The skill maps directly to agent-browser documentation and example files so you can load targeted examples or API references for each task. It explains core CLI commands (open, click, fill, snapshot, eval, etc.), selector types (refs, CSS, XPath, semantic locators), and advanced features like agent mode with JSON output, CDP integration, and viewport streaming.
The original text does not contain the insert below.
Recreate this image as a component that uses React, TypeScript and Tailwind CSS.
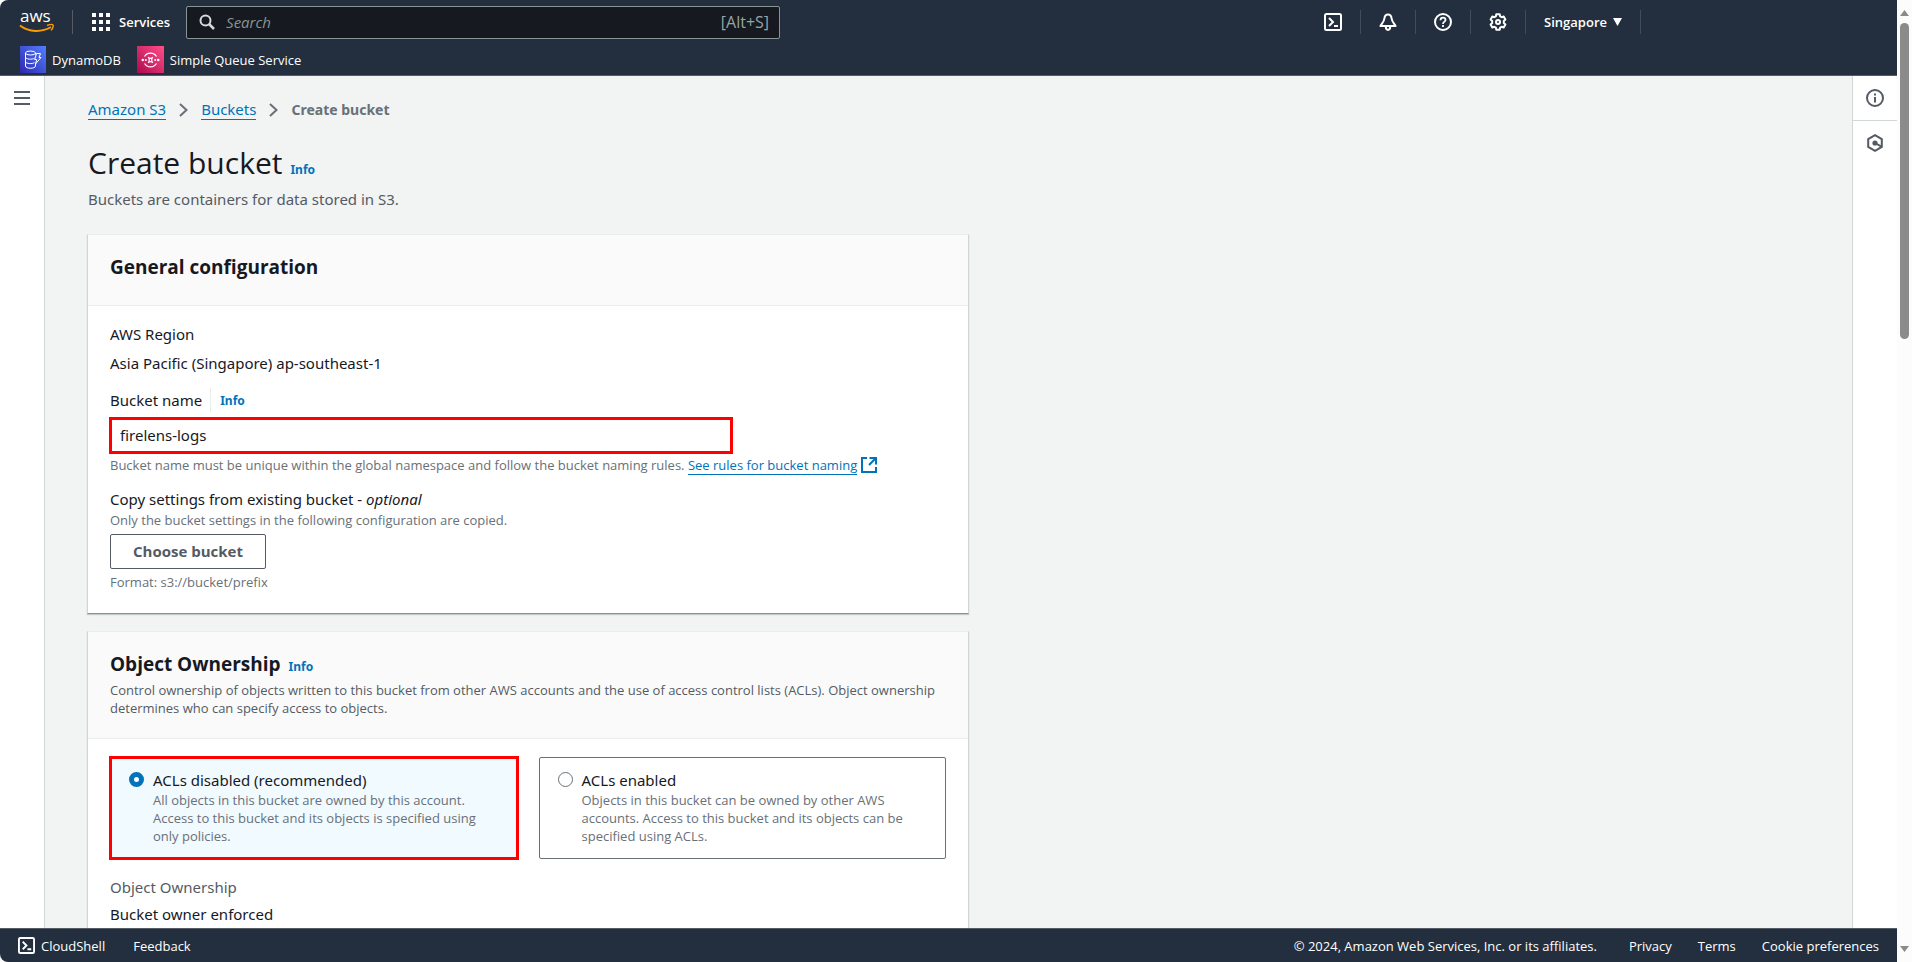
import { useState } from 'react'
import type { ReactNode } from 'react'

const aclOptions = [
    {
        id: 'disabled',
        label: 'ACLs disabled (recommended)',
        text: 'All objects in this bucket are owned by this account. Access to this bucket and its objects is specified using only policies.',
    },
    {
        id: 'enabled',
        label: 'ACLs enabled',
        text: 'Objects in this bucket can be owned by other AWS accounts. Access to this bucket and its objects can be specified using ACLs.',
    },
]

const AwsLogo = () => (
    <svg width="36" height="36" viewBox="0 -6 36 36" aria-label="AWS home">
        <text x="1" y="12" fill="#fff" fontSize="17" fontWeight="500" fontFamily="Open Sans, sans-serif">aws</text>
        <path d="M1 15.500 C10 22.500 23 22.500 32 17" fill="none" stroke="#f90" strokeWidth="2" />
        <path d="M28 15.500 C31 14.300 33.500 14.300 34 15 C34.400 16 33.600 18.600 32 20.400" fill="none" stroke="#f90" strokeWidth="1.400" />
    </svg>
)

const ShellIcon = ({ size = 18 }: { size?: number }) => (
    <svg width={size} height={size} viewBox="0 0 18 18" fill="none" stroke="currentColor" strokeWidth="2">
        <rect x="1" y="1" width="16" height="16" rx="1.5" />
        <path d="M5 5l4 4-4 4M10 13h4" />
    </svg>
)

const BellIcon = () => (
    <svg width="18" height="18" viewBox="0 0 18 18" fill="none" stroke="currentColor" strokeWidth="2" strokeLinejoin="round">
        <path d="M9 1.500c-2.600 0-3.400 2-3.600 4-.2 2.500-1.700 4-4 7.500h15.200c-2.300-3.500-3.800-5-4-7.500-.2-2-1-4-3.600-4z" />
        <path d="M6.800 13.500c0 4.500 4.400 4.500 4.400 0" />
    </svg>
)

const HelpIcon = () => (
    <svg width="18" height="18" viewBox="0 0 18 18" fill="none" stroke="currentColor" strokeWidth="2">
        <circle cx="9" cy="9" r="8" />
        <path d="M6.500 7.200c0-3.400 5-3.200 5-.2 0 1.700-2.500 1.700-2.500 4M9 12v2" strokeWidth="1.800" />
    </svg>
)

const GearIcon = () => (
    <svg width="18" height="18" viewBox="0 0 18 18" fill="none" stroke="currentColor" strokeWidth="2" strokeLinejoin="round">
        <path d="M7.300 1.200h3.400l.4 2.100 1.600.9 2-.7 1.700 2.900-1.600 1.500v2.200l1.600 1.500-1.700 2.900-2-.7-1.600.9-.4 2.100H7.300l-.4-2.100-1.600-.9-2 .7-1.700-2.900 1.600-1.500V7.900L1.600 6.400l1.700-2.900 2 .7 1.600-.9z" />
        <circle cx="9" cy="9" r="2" />
    </svg>
)

const InfoIcon = () => (
    <svg width="18" height="18" viewBox="0 0 18 18" fill="none" stroke="currentColor" strokeWidth="2">
        <circle cx="9" cy="9" r="8" />
        <path d="M9 8v5.500M9 4.500v2" />
    </svg>
)

const HexIcon = () => (
    <svg width="18" height="18" viewBox="0 0 18 18" fill="none" stroke="currentColor" strokeWidth="2">
        <path d="M9 1.200l6.800 3.900v7.800L9 16.800l-6.800-3.900V5.100z" />
        <circle cx="9" cy="9" r="2.600" fill="currentColor" stroke="none" />
        <path d="M9 9l6.500 3.600" />
    </svg>
)

const ExternalIcon = () => (
    <svg width="16" height="16" viewBox="0 0 16 16" fill="none" stroke="currentColor" strokeWidth="2" className="inline-block align-[-3px]">
        <path d="M6 1H1v14h14v-5M8.500 1H15v6.500M15 1L8 8" />
    </svg>
)

const DynamoIcon = () => (
    <svg width="26" height="27" viewBox="0 0 26 27">
        <defs>
            <linearGradient id="dynamo" x1="0" y1="1" x2="1" y2="0">
                <stop offset="0" stopColor="#2e27ad" />
                <stop offset="1" stopColor="#527fff" />
            </linearGradient>
        </defs>
        <rect width="26" height="27" fill="url(#dynamo)" />
        <g fill="none" stroke="#fff" strokeWidth="1">
            <ellipse cx="10.500" cy="7" rx="5" ry="2" />
            <path d="M5.500 7v13c0 3 10 3 10 0v-2M5.500 11.200c0 2.200 7 2.600 9 1M5.500 15.600c0 2.200 7 2.600 9 1M15.500 7v1.500" />
            <path d="M16.500 7.500h4l-1.500 4h2l-5.500 6.500 1.200-4.500h-2z" />
        </g>
    </svg>
)

const SqsIcon = () => (
    <svg width="27" height="27" viewBox="0 0 27 27">
        <defs>
            <linearGradient id="sqs" x1="0" y1="1" x2="1" y2="0">
                <stop offset="0" stopColor="#b0084d" />
                <stop offset="1" stopColor="#ff4f8b" />
            </linearGradient>
        </defs>
        <rect width="27" height="27" fill="url(#sqs)" />
        <g fill="none" stroke="#fff" strokeWidth="1.200">
            <path d="M7.500 10.500a7 7 0 0 1 12 0M7.500 17.500a7 7 0 0 0 12 0" />
            <path d="M11 11.500c1.500 1 3.500 1 5 0M11 16.500c1.500-1 3.500-1 5 0M11.500 11c1 1.800 1 4.200 0 6M15.500 11c-1 1.800-1 4.200 0 6" />
        </g>
        <g fill="#fff">
            <circle cx="5.800" cy="14" r="1.300" />
            <circle cx="21.200" cy="14" r="1.300" />
            <circle cx="8.800" cy="14" r="1" />
            <circle cx="18.200" cy="14" r="1" />
        </g>
    </svg>
)

const Chevron = () => (
    <svg width="9" height="14" viewBox="0 0 9 14" fill="none" stroke="#687078" strokeWidth="2">
        <path d="M1 1l6.500 6L1 13" />
    </svg>
)

const Divider = () => <span className="h-6 w-px bg-[#414d5c]" />

const InfoLink = () => (
    <a href="#info" className="font-['Noto_Sans',sans-serif] text-xs font-bold text-[#0073bb]">Info</a>
)

const Hint = ({ className, children }: { className?: string; children: ReactNode }) => (
    <p className={`font-['Open_Sans',sans-serif] text-[13px] leading-[18px] ${className ?? ''}`}>{children}</p>
)

const Card = ({ header, children }: { header: ReactNode; children: ReactNode }) => (
    <section className="border border-t-[#eaeded] border-x-[#d1d6d8] border-b-[#879596] bg-white shadow-[0_1px_1px_rgba(0,28,36,0.2)]">
        <div className="border-b border-[#eaeded] bg-[#fafafa] px-[22px]">{header}</div>
        <div className="px-[22px]">{children}</div>
    </section>
)

const TopBar = () => (
    <header className="h-19 shrink-0 rounded-tl-lg border-b border-[#545b64] bg-[#232f3e] font-['Open_Sans',sans-serif] text-white">
        <div className="flex h-11 items-center">
            <a href="#home" className="ml-[19px]"><AwsLogo /></a>
            <span className="ml-[17px] h-6 w-px bg-[#545b64]" />
            <button className="ml-[19px] flex items-center gap-[9px] text-[13px] font-semibold">
                <svg width="18" height="18" viewBox="0 0 18 18" fill="currentColor">
                    {[0, 7, 14].map(y => [0, 7, 14].map(x => (
                        <rect key={`${x}-${y}`} x={x} y={y} width="4" height="4" />
                    )))}
                </svg>
                Services
            </button>
            <label className="ml-4 flex h-[33px] w-[594px] items-center rounded-xs border border-[#879596] bg-[#16191f] pr-[10px] pl-3">
                <svg width="16" height="16" viewBox="0 0 16 16" fill="none" stroke="#d5dbdb" strokeWidth="2" aria-label="Search">
                    <circle cx="6.500" cy="6.500" r="5" />
                    <path d="M10 10l5 5" strokeWidth="2.500" />
                </svg>
                <input
                    type="search"
                    placeholder="Search"
                    className="ml-[11px] min-w-0 flex-1 text-[15px] outline-none placeholder:text-[#879596] placeholder:italic"
                />
                <span className="text-base text-[#95a5a6]">[Alt+S]</span>
            </label>
            <div className="mr-[256px] ml-auto flex items-center gap-[18px]">
                <button aria-label="CloudShell"><ShellIcon /></button>
                <Divider />
                <button aria-label="Notifications"><BellIcon /></button>
                <Divider />
                <button aria-label="Support"><HelpIcon /></button>
                <Divider />
                <button aria-label="Settings"><GearIcon /></button>
                <Divider />
                <button className="flex items-center gap-[6px] text-[13px] font-semibold">
                    Singapore
                    <svg width="9" height="8" viewBox="0 0 9 8" fill="currentColor"><path d="M0 0h9L4.500 8z" /></svg>
                </button>
                <Divider />
            </div>
        </div>
        <nav className="flex items-center gap-4 px-5 pt-[2px] text-[13px] font-medium">
            <a href="#dynamodb" className="flex items-center gap-[6px]"><DynamoIcon />DynamoDB</a>
            <a href="#sqs" className="flex items-center gap-[6px]"><SqsIcon />Simple Queue Service</a>
        </nav>
    </header>
)

const Footer = () => (
    <footer className="flex h-[34px] shrink-0 items-center rounded-bl-lg border-t border-[#545b64] bg-[#232f3e] px-[18px] font-['Open_Sans',sans-serif] text-[13px] font-medium text-white">
        <button className="flex items-center gap-[6px]"><ShellIcon size={17} />CloudShell</button>
        <a href="#feedback" className="ml-7">Feedback</a>
        <span className="ml-auto">© 2024, Amazon Web Services, Inc. or its affiliates.</span>
        <a href="#privacy" className="ml-8">Privacy</a>
        <a href="#terms" className="ml-[26px]">Terms</a>
        <a href="#cookies" className="ml-[26px]">Cookie preferences</a>
    </footer>
)

const ScrollTrack = () => (
    <div className="flex w-[15px] shrink-0 flex-col items-center bg-[#fcfcfc] py-[10px]">
        <svg width="9" height="6" viewBox="0 0 9 6" fill="#8b8b8b"><path d="M0 6h9L4.500 0z" /></svg>
        <span className="mt-[7px] h-[316px] w-[9px] rounded-full bg-[#8b8b8b]" />
        <svg width="9" height="6" viewBox="0 0 9 6" fill="#8b8b8b" className="mt-auto"><path d="M0 0h9L4.500 6z" /></svg>
    </div>
)

export default function App() {
    const [bucketName, setBucketName] = useState('firelens-logs')
    const [acl, setAcl] = useState('disabled')

    return (
        <div className="flex h-screen bg-[#fcfcfc] font-['Noto_Sans',sans-serif] text-[15px] leading-5 text-[#16191f]">
            <div className="flex min-w-0 flex-1 flex-col">
                <TopBar />
                <div className="flex min-h-0 flex-1 bg-[#f2f3f3]">
                    <aside className="w-[45px] shrink-0 border-r border-[#d1d6d8] bg-white">
                        <button aria-label="Open navigation" className="mt-[15px] ml-[14px] flex flex-col gap-1 text-[#545b64]">
                            <span className="h-[2px] w-4 bg-current" />
                            <span className="h-[2px] w-4 bg-current" />
                            <span className="h-[2px] w-4 bg-current" />
                        </button>
                    </aside>

                    <main className="min-w-0 flex-1 overflow-hidden px-[42px]">
                        <nav className="flex items-center gap-[13px] pt-[23px] pl-px">
                            <a href="#s3" className="border-b border-[#0073bb] leading-5 text-[#0073bb]">Amazon S3</a>
                            <Chevron />
                            <a href="#buckets" className="border-b border-[#0073bb] leading-5 text-[#0073bb]">Buckets</a>
                            <Chevron />
                            <span className="text-sm font-bold text-[#687078]">Create bucket</span>
                        </nav>

                        <div className="pl-px">
                            <h1 className="mt-[25px] flex items-baseline gap-2 font-['Open_Sans',sans-serif] text-[30px] leading-9">Create bucket <InfoLink /></h1>
                            <p className="mt-2 text-[#545b64]">Buckets are containers for data stored in S3.</p>
                        </div>

                        <div className="mt-[25px] flex max-w-[882px] flex-col gap-[17px]">
                            <Card header={<h2 className="pt-[19px] pb-[25px] font-['Open_Sans',sans-serif] text-[19px] leading-[26px] font-bold">General configuration</h2>}>
                                <div className="pt-[18px] pb-[22px]">
                                    <p>AWS Region</p>
                                    <p className="mt-[9px]">Asia Pacific (Singapore) ap-southeast-1</p>
                                    <div className="mt-[15px] flex h-6 items-center">
                                        <label htmlFor="bucket-name">Bucket name</label>
                                        <span className="ml-2 flex h-6 items-center border-l border-[#eaeded] pt-px pl-[9px]"><InfoLink /></span>
                                    </div>
                                    <input
                                        id="bucket-name"
                                        type="text"
                                        value={bucketName}
                                        onChange={e => setBucketName(e.target.value)}
                                        className="mt-[5px] -ml-px block h-[37px] w-[624px] border-3 border-[#ff0000] px-2 pb-px outline-none"
                                    />
                                    <Hint className="mt-[2px] text-[#687078]">
                                        Bucket name must be unique within the global namespace and follow the bucket naming rules.{' '}
                                        <a href="#rules" className="text-[#0073bb]">
                                            <span className="border-b border-[#0073bb]">See rules for bucket naming</span> <ExternalIcon />
                                        </a>
                                    </Hint>
                                    <h3 className="mt-[15px]">Copy settings from existing bucket - <i>optional</i></h3>
                                    <Hint className="mt-[2px] text-[#687078]">Only the bucket settings in the following configuration are copied.</Hint>
                                    <button className="mt-[5px] block h-[35px] rounded-xs border border-[#545b64] px-[22px] pb-px font-['Open_Sans',sans-serif] font-bold text-[#545b64]">
                                        Choose bucket
                                    </button>
                                    <Hint className="mt-1 text-[#687078]">Format: s3://bucket/prefix</Hint>
                                </div>
                            </Card>

                            <Card
                                header={
                                    <div className="pt-[19px] pb-[21px]">
                                        <h2 className="flex items-baseline gap-2 font-['Open_Sans',sans-serif] text-[19px] leading-[26px] font-bold">Object Ownership <InfoLink /></h2>
                                        <Hint className="mt-1 text-[#545b64]">
                                            Control ownership of objects written to this bucket from other AWS accounts and the use of access control lists (ACLs). Object ownership determines who can specify access to objects.
                                        </Hint>
                                    </div>
                                }
                            >
                                <div className="grid grid-cols-2 gap-[21px] pt-[17px]">
                                    {aclOptions.map(option => (
                                        <label
                                            key={option.id}
                                            className={acl === option.id
                                                ? '-mx-px flex gap-[9px] border-3 border-[#ff0000] bg-[#f1faff] pt-[11px] pr-6 pb-3 pl-[17px]'
                                                : 'my-px flex gap-[9px] rounded-xs border border-[#687078] pt-3 pr-6 pb-3 pl-[18px]'}
                                        >
                                            <input
                                                type="radio"
                                                name="acl"
                                                checked={acl === option.id}
                                                onChange={() => setAcl(option.id)}
                                                className="mt-[2px] size-[15px] shrink-0 appearance-none rounded-full border border-[#687078] bg-white checked:border-[5px] checked:border-[#0073bb]"
                                            />
                                            <span>
                                                <span className="block">{option.label}</span>
                                                <span className="mt-px block font-['Open_Sans',sans-serif] text-[13px] leading-[18px] text-[#687078]">{option.text}</span>
                                            </span>
                                        </label>
                                    ))}
                                </div>
                                <dl className="pt-[17px] pb-6">
                                    <dt className="text-[#545b64]">Object Ownership</dt>
                                    <dd className="mt-[7px]">Bucket owner enforced</dd>
                                </dl>
                            </Card>
                        </div>
                    </main>

                    <aside className="flex w-[45px] shrink-0 flex-col border-l border-[#d1d6d8] bg-white text-[#545b64]">
                        <button aria-label="Info panel" className="flex h-[45px] items-center justify-center border-b border-[#d1d6d8]"><InfoIcon /></button>
                        <button aria-label="Tutorials" className="flex h-[43px] items-center justify-center"><HexIcon /></button>
                    </aside>
                </div>
                <Footer />
            </div>
            <ScrollTrack />
        </div>
    )
}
Examples and templates are organized to be adapted into AI agent workflows or standalone automation scripts.

When to use it

  • Automating web interactions from the command line for scraping, testing, or workflows.
  • Integrating browser control into AI agents that need deterministic page interactions.
  • Capturing snapshots and accessibility trees before manipulating page state.
  • Managing multi-step sessions or authenticated flows without full browser login.
  • Debugging flows with headed mode or streaming a live viewport for review.

Best practices

  • Prefer refs (@e1, @e2) for deterministic element targeting; snapshot first to generate refs.
  • Use --json (agent mode) for machine-readable outputs when integrating with agents.
  • Maintain state across steps with --session for reliable multi-command workflows.
  • Use headed mode (--headed) while debugging and headless for production runs.
  • Combine snapshot options (-i, -c, -d, -s) to optimize selection and output.
  • Use --headers and authenticated sessions to avoid brittle login automation.

Example use cases

  • Run a step-by-step AI agent that navigates a site, extracts structured data, and stores results using refs and snapshots.
  • Create a CLI-driven test harness that opens pages, clicks elements, checks states, and reports pass/fail via exit codes.
  • Automate form submission flows with session persistence across commands and authorization headers.
  • Stream the browser viewport to a preview port during development for live UX inspection.
  • Connect to an existing browser via CDP for advanced debugging or to reuse an authenticated profile.

FAQ

How do I get deterministic element selection?

Take a snapshot first to generate refs and prefer using refs (@e1) over CSS/XPath; use semantic locators when refs are unavailable.

When should I use agent mode (--json)?

Use agent mode when an AI agent or automation pipeline needs structured JSON output to parse results and make decisions programmatically.